11-Year Rainfall and Maize Yield Variation (2003-2013) in Four Northern Districts of Malawi

Naohiro Matsui


Rainfall in the maize cropping season (Oct-Apr) in the four northern districts of Malawi was examined in terms of seasonal fluctuation and spatial distribution, and data spanning 11 years were analyzed. Rainfall fluctuations in the 11-year period differed considerably among the four districts and the Extension Planning Areas (EPAs) showed high coefficients of variance (CVs) (16.9-93.7). The equation with the three-month rainfall (October, February, and April), i.e., Maize yield (kg/ha) in SH = 2.29 + 0.0042 × Oct rainfall – 0.0009 × Feb rainfall + 0.00045 × Apr rainfall (r2 = 0.41), better explained maize yield in the 2013/14 season than the equation with total rainfall in the cropping season.

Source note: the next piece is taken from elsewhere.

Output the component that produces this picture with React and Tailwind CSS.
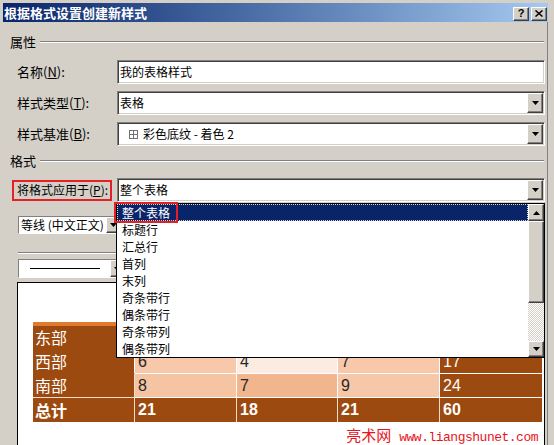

Rainfall accounted for more than 41% of the total variation in maize yields of smallholder farmers (SHs). Rainfall in April was the most critical factor influencing maize and other crop yields. After the Farm Input Subsidy Programme (FISP) was implemented in 2005/06, maize yield became more dependent on rainfall. CV was higher in maize than in groundnut and sweet potato, indicating that maize is susceptible to rainfall fluctuations, and groundnut and sweet potato should be incorporated in farming as a countermeasure against unpredictable rainfall.